No campo, podemos usar o exemplo de uma usina que contrata trabalhadores de uma empresa terceirizada para produzir cana. Dessa forma a usina passa a responsabilidade trabalhista para um ou várias pessoas jurídicas menores, que nem sempre vão garantir os direitos dos trabalhadores e trabalhadoras contratadas. Ainda segundo o advogado André Barreto, o PL 4330 não responsabiliza os empregadores sobre as violações de direitos e a não responsabilização acelera a violação sistemática, “é muito difícil a responsabilização de empresas terceirizadas, elas ‘somem’ muito rápido, fecham, trocam o CNPJ, mudam de donos”, explica.
 
A bancada ruralista tem atuado no Congresso Nacional pela aprovação do PL 4330. De acordo com um estudo do Departamento Intersindical de Estatística e Estudos Socioeconômicos (Dieese) em parceria com a Central Única dos Trabalhadores (CUT), em média, um trabalhador terceirizado trabalha três horas a mais por semana e ganha 27% menos que um empregado direto.

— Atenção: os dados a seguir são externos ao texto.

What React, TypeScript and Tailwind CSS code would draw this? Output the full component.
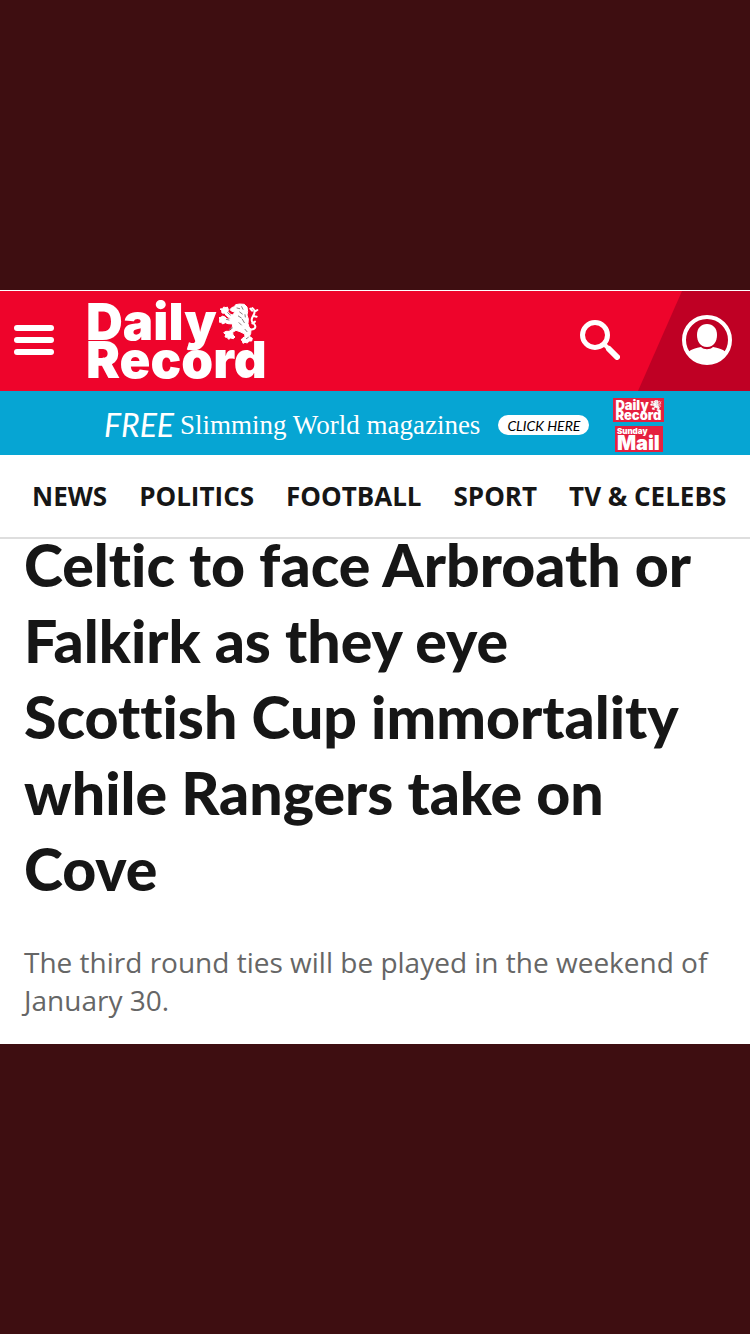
import React from "react";

const sections = [
  { label: "NEWS", href: "#news" },
  { label: "POLITICS", href: "#politics" },
  { label: "FOOTBALL", href: "#football" },
  { label: "SPORT", href: "#sport" },
  { label: "TV & CELEBS", href: "#tv-celebs" },
];

const Lion = ({ className }: { className: string }) => (
  <svg viewBox="20 20 120 130" className={className} fill="none" aria-hidden="true">
    <path
      fill="#fff"
      stroke="#fff"
      strokeWidth="3"
      strokeLinejoin="round"
      d="M66 30l4-6 12-2 14 1 8 8 2 14-2 10 4 12-1 14 3 10 6 8-1 12-4 8 9 6-2 8-8 0-5 6-7-2-6 3-2-8-4-2 6-7 6-2-1-9-14-7-12-4-10 6 1 8 6 6-5 5-8-2-6 4-5-6-6-1 2-7-6-6 7-4 9 0 8-4 2-10 1-8-14-1-8-3-8 4-5-5-6-1 2-7-4-6 8-1 4-4 8 3 6 6 11 0-3-3-9-6-6-8-8-1-1-7-5-5 8-1 3-5 7 2 4-2 3 7-1 7 6 7 7 3 4-4 3-6-9-1-5-5 5-6z"
    />
    <path
      stroke="#fff"
      strokeWidth="6"
      strokeLinecap="round"
      strokeLinejoin="round"
      d="M113 98c10 2 19-4 15-12s-10-8-10-16 6-14 8-20c2-6 0-12-6-16M119 42l-5-6M126 46l9-6M122 58l11 2M120 80l8-5"
    />
    <path
      stroke="#8a7f80"
      strokeWidth="3"
      strokeLinecap="round"
      d="M74 34l8 2M88 30l4 8M82 46l8 6M78 58l9 6M90 68l6 10M80 78l7 7M46 48l8 7M42 68l8 2M60 94l-9 4M98 98l6 7M98 54l1 7M108 122l-6 4"
    />
  </svg>
);

const Masthead = () => (
  <a
    href="#home"
    className="relative flex flex-col font-[Inter,sans-serif] text-[51px] font-black leading-[38px] text-white"
  >
    <span>Daily</span>
    <span>Record</span>
    <Lion className="absolute right-2 top-0 h-11 w-10" />
  </a>
);

const Header = () => (
  <header className="flex h-[101px] items-stretch border-t border-white bg-[#ee042b]">
    <button type="button" aria-label="Menu" className="flex w-[68px] flex-col items-center justify-center gap-1.5 pb-0.5">
      <span className="h-1.5 w-10 rounded-full bg-white" />
      <span className="h-1.5 w-10 rounded-full bg-white" />
      <span className="h-1.5 w-10 rounded-full bg-white" />
    </button>
    <div className="flex flex-1 items-center pl-[18px]">
      <Masthead />
    </div>
    <button type="button" aria-label="Search" className="flex items-center px-[18px] pb-0.5">
      <svg viewBox="0 0 40 40" className="h-10 w-10" fill="none" stroke="#fff">
        <circle cx="15" cy="15" r="12.5" strokeWidth="5" />
        <path d="M24 24l4 4" strokeWidth="4" />
        <path d="M29 29l8 8" strokeWidth="6" strokeLinecap="round" />
      </svg>
    </button>
    <button
      type="button"
      aria-label="Account"
      className="flex w-28 items-center justify-end bg-[#bf0024] pb-0.5 pr-[18px] [clip-path:polygon(44px_0,100%_0,100%_100%,0_100%)]"
    >
      <svg viewBox="0 0 50 50" className="size-[50px]">
        <circle cx="25" cy="25" r="23" fill="none" stroke="#fff" strokeWidth="4" />
        <path d="M25 9c6 0 10 4 10 11 0 6-3 12-10 12s-10-6-10-12c0-7 4-11 10-11z" fill="#fff" />
        <path d="M6 37c4-3 8-4 13-5 3 3 9 3 12 0 5 1 9 2 13 5-4 7-11 11-19 11S10 44 6 37z" fill="#fff" />
      </svg>
    </button>
  </header>
);

const Promo = () => (
  <aside className="flex h-16 items-center bg-[#06a5d3] pl-[104px] pt-1 text-white">
    <span className="font-[Lato,sans-serif] text-[32px] italic leading-8">FREE</span>
    <span className="ml-1.5 font-['Liberation_Serif',serif] text-[27px] leading-8">Slimming World magazines</span>
    <a
      href="#offer"
      className="ml-[18px] flex h-5 w-[91px] items-center justify-center rounded-full bg-white font-[Lato,sans-serif] text-[14px] italic text-black"
    >
      CLICK HERE
    </a>
    <div className="ml-6 flex flex-col items-center gap-1 font-[Inter,sans-serif] font-black">
      <div className="relative flex h-6 w-[51px] flex-col justify-center bg-[#e5203f] pl-0.5 text-[13px] leading-[10px]">
        <span>Daily</span>
        <span>Record</span>
        <Lion className="absolute right-0.5 top-0.5 h-3 w-3" />
      </div>
      <div className="flex h-[26px] w-12 flex-col justify-center bg-[#e5203f] pl-0.5">
        <span className="text-[8px] leading-2">Sunday</span>
        <span className="text-[20px] leading-4">Mail</span>
      </div>
    </div>
  </aside>
);

export default function App() {
  return (
    <div className="flex min-h-screen flex-col justify-center bg-[#3e0e11]">
      <main className="bg-white text-[#161616]">
        <Header />
        <Promo />
        <nav className="flex h-[84px] items-center gap-8 whitespace-nowrap border-b-2 border-[#dedede] px-8 font-['Open_Sans',sans-serif] text-[26px] font-bold">
          {sections.map((s) => (
            <a key={s.label} href={s.href}>
              {s.label}
            </a>
          ))}
        </nav>
        <article className="-mt-3 px-6 pb-[25px]">
          <h1 className="font-[Lato,sans-serif] text-[59px] font-black leading-[76px] [font-variant-ligatures:none]">
            Celtic to face Arbroath or Falkirk as they eye Scottish Cup immortality while Rangers take on Cove
          </h1>
          <p className="mt-9 font-['Open_Sans',sans-serif] text-[28px] leading-[38px] text-[#666]">
            The third round ties will be played in the weekend of January 30.
          </p>
        </article>
      </main>
    </div>
  );
}
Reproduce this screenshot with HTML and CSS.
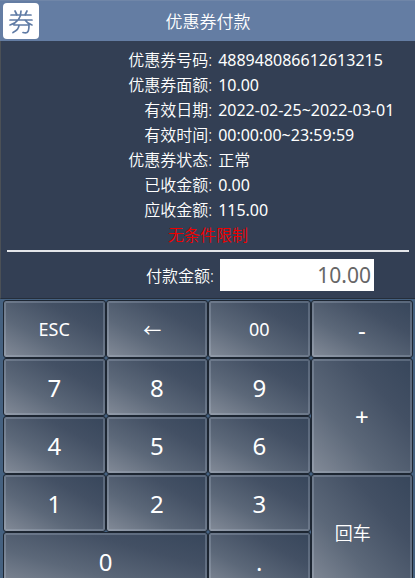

Ainda segundo o relatório da CPT, 90% dos trabalhadores resgatados nos 10 maiores flagrantes de trabalho escravo contemporâneo, entre 2010 e 2013, eram terceirizados.
 
Simone, do STTR de Petrolina acredita que se o PL for aprovado, trabalhadores e trabalhadoras rurais serão duramente afetados: “as principais vítimas serão os pobres da zona rural que contribuem com a sua mão de obra para o enriquecimento dos grandes latifundiários”, sentencia.
Falando sobre como as práticas de convivência com o Semiárido podem ajudar no enfrentamento ao trabalho escravo, Carlos Humberto afirma: “As iniciativas de convivência com o Semiárido, desenvolvidas pela sociedade civil organizada, através da ASA, tem sido uma resposta concreta no combate à migração forçada, que caracteriza o trabalho escravo. Pois a garantia da água nas famílias e as tecnologias de convivência são ações concretas de manutenção das famílias no campo, com a garantia também de segurança alimentar”.